池宴忱见状,也看到头皮发麻,“不要再扎了。”
“这才扎两针,怕是不会起作用。”
池宴忱听了,眉头紧锁,“这这这…就没有别的治疗方法吗?”
“没有,真就是见效最快的。”
“这么长的针,太吓人了,不要再给她扎了。”
“哦那好吧。”老中医不在多说什么,又把我脑后的两根针慢慢抽了出来。
他拔针的时候,我感觉我的整个头皮都好像被掀起来了,难受到了极点。
“好痛啊。”
池宴忱一脸心疼的看着我,“好了好了,不扎了,咱们换个方式。”
说完,他有些不耐烦的撵走了老中医,又喊西医过来,“让脑外科医生过来。”
两分钟后。
外科医生走了进来。
“现在要给太太再做一个全面的脑CT,做个脑电疗。”
我疼得泪眼汪汪,“这个疼吗?”
“不是特别疼。”
“那试一下吧!”
紧跟着。
医生又把我带到了一个检查室,让我躺在了一个平衡舱上。
随后,一个大大的头罩夹住了我的脑袋。随着开关的启动,一股一股的电流钻进大脑里。
“啊啊啊!”我在里面叫的凄惨,赶紧电得快要晕过去了。
外面,池宴忱听见我的惨叫,慌忙叫停,“停下来,停下来,她怎么叫的这么惨?”
“这是正常的。
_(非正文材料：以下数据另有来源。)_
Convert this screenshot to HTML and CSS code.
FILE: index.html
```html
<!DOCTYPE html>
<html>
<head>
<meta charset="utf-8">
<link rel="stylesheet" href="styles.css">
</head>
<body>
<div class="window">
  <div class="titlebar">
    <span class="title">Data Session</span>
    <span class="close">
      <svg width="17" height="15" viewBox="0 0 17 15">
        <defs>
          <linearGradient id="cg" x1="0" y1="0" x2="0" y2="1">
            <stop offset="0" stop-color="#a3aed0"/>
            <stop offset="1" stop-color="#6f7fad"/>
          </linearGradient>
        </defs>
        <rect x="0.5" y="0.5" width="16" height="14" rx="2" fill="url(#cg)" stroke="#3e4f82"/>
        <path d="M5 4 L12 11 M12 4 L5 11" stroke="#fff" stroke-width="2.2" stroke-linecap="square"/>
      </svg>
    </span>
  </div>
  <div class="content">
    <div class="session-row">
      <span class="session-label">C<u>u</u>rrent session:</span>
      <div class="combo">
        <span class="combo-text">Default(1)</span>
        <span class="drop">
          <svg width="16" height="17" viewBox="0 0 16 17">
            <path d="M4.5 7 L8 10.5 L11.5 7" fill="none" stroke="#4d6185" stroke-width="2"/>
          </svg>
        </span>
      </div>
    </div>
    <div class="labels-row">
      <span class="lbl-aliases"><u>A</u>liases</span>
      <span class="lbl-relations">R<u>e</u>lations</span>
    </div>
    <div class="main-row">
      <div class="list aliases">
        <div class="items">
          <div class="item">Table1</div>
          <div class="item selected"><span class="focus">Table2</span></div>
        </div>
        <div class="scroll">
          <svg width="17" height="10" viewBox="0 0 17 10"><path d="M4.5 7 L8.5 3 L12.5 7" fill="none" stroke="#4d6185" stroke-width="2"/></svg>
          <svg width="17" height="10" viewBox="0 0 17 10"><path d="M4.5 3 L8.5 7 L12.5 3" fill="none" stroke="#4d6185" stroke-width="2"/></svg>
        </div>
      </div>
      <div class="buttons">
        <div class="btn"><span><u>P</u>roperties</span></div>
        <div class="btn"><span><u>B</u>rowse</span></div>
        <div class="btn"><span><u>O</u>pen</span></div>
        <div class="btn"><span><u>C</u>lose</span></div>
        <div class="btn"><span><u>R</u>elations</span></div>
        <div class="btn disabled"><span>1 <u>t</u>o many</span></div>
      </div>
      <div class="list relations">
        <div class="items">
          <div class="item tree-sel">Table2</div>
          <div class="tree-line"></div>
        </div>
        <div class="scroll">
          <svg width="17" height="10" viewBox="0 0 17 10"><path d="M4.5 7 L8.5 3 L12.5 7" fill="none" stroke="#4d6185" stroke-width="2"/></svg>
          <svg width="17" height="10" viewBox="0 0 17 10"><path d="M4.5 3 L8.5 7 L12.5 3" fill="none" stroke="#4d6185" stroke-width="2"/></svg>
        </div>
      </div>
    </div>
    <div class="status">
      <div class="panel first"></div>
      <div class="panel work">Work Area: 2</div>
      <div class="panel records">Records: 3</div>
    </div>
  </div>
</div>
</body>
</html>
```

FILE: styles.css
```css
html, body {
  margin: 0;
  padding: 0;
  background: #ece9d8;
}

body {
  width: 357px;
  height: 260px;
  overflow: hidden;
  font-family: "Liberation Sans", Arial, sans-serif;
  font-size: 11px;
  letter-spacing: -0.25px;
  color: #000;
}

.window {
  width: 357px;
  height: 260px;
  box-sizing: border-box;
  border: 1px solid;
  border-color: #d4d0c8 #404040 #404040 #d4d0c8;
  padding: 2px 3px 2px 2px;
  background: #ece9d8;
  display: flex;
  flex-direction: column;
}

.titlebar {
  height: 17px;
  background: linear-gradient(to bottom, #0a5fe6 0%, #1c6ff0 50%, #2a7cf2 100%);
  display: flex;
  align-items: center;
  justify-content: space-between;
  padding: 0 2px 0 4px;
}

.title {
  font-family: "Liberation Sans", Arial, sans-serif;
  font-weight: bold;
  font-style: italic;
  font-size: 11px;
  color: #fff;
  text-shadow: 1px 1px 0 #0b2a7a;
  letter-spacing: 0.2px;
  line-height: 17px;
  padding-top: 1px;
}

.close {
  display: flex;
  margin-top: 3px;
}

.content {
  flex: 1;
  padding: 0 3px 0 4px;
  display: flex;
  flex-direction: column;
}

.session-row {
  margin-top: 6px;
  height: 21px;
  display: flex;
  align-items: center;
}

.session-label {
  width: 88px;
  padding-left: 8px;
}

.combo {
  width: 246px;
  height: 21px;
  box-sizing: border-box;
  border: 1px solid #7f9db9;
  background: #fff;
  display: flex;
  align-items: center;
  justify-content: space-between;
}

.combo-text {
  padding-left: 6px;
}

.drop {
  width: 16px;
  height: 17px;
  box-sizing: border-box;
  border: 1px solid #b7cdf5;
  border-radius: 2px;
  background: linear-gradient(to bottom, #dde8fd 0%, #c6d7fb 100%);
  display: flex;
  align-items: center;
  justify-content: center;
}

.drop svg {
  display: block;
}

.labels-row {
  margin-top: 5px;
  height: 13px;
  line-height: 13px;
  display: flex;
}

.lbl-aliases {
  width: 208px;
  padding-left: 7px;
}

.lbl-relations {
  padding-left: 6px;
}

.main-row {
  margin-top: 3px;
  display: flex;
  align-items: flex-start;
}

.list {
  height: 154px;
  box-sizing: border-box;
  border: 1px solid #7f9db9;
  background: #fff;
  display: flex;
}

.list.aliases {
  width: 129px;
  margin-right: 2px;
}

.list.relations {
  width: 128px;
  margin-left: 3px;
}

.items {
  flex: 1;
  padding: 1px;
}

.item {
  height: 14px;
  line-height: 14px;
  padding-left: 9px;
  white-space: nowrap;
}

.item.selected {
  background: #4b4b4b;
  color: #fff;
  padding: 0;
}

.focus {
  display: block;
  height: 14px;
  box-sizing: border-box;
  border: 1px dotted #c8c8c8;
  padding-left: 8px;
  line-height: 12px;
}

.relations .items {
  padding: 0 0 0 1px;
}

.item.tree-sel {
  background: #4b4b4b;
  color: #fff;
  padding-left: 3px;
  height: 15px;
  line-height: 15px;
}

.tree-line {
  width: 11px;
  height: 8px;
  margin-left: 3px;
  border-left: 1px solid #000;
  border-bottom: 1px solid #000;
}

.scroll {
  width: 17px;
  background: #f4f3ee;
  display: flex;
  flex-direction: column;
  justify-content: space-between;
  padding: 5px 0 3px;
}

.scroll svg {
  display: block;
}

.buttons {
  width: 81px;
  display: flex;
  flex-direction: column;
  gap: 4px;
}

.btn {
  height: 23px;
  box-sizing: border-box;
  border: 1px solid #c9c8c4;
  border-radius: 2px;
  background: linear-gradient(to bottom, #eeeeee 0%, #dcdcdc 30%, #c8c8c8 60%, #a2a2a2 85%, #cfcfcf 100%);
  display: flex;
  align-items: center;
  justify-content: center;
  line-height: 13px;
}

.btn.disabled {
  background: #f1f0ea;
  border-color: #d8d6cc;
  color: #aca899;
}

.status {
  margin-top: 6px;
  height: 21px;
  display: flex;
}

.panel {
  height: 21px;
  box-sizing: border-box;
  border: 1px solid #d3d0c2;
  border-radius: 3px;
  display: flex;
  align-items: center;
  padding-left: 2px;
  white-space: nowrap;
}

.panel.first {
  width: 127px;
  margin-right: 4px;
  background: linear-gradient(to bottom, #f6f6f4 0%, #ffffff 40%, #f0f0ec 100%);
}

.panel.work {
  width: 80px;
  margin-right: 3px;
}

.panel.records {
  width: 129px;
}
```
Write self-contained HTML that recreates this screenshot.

”
十分钟后。
我终于被推了出来,整个人都有些站立不稳。
“好点了吗?”
“……”我浑身直冒冷汗,一屁股坐在了轮椅上。
池宴忱心疼看着我,轻轻摸了摸我的头,“好了好了,我们不治疗了。”
“你不早说,我罪都受完了,你现在才跟我说不治疗了!”
“我是心疼你,怕你受不了啊。”
“医生,就没有别的轻松一点的办法吗?”
医生也一脸无奈,“池总,目前主要是找不出具体病因。从CT上来看,太太的大脑没有瘀血,也没有其他的问题。失忆这一块,可能只是暂时的。”
“唉~,真是一群废物。”
“别说那么多了,先回病房吧!”
紧跟着。
我被推着回了病房。
“好好休息休息。”
我从轮椅上下来,颤颤巍巍的躺在病床上。刚准备休息一下,电话就响了起来。
“嘟嘟嘟。”
我看了一下电话,是鉴定中心打来的,“喂…”
“沈小姐,您的鉴定结果已经出来了。”
我听了,心里一阵紧张,“结果怎么样?”
“呃~,您送检的两份样检,亲子鉴定的结果是,双方不存在血缘关系!”
轰。
我听了亲子鉴定,整个大脑一懵!
“你把鉴定结果发我微信上吧!”
“好的!”
挂完电话。
工作人员将鉴定结果发给了我。
我仔细看了一下鉴定结果,我和沈星耀居然真的没有半点血缘关系!
他不是我亲哥。
“我和沈星耀居然真的没有血缘关系,究竟他不是沈家的孩子,还是我不是沈家的孩子?”
我心口一紧,耳边又响起苏悦曾经挖苦讥讽我的话。
她骂我是野种,还说我抢了本该属于她的一切。
“那道,她真的是爸爸的私生女?而我,真的是个野种吗?”
池宴忱回了病房,见我呆若木鸡的样子,关切的问了一句,“怎么啦?”
“没没什么。”我慌忙把手机熄屏,不让池宴忱看到。
池宴忱愣了一瞬。
“乔乔,我看你精神不太好。好好休息几天吧,不要想的太多。”
我又缓了半响,才勉强压制着内心的慌乱和忐忑,“苏悦那边怎么样?你给她打钱了吗?”
“……她不把孩子安全送回来,我一毛钱都不会给她打!”
我听了,心口一紧,“可是,她如果伤害孩子怎么办?”
池宴忱面色一阴,冷唳的说:“除非她不想活了,她如果敢伤害孩子,我会一切代价抓到她,让她生不如死。”
我听了,心中还是七上八下,恍惚失措。
眼下的情况,似乎比上辈子还要糟糕。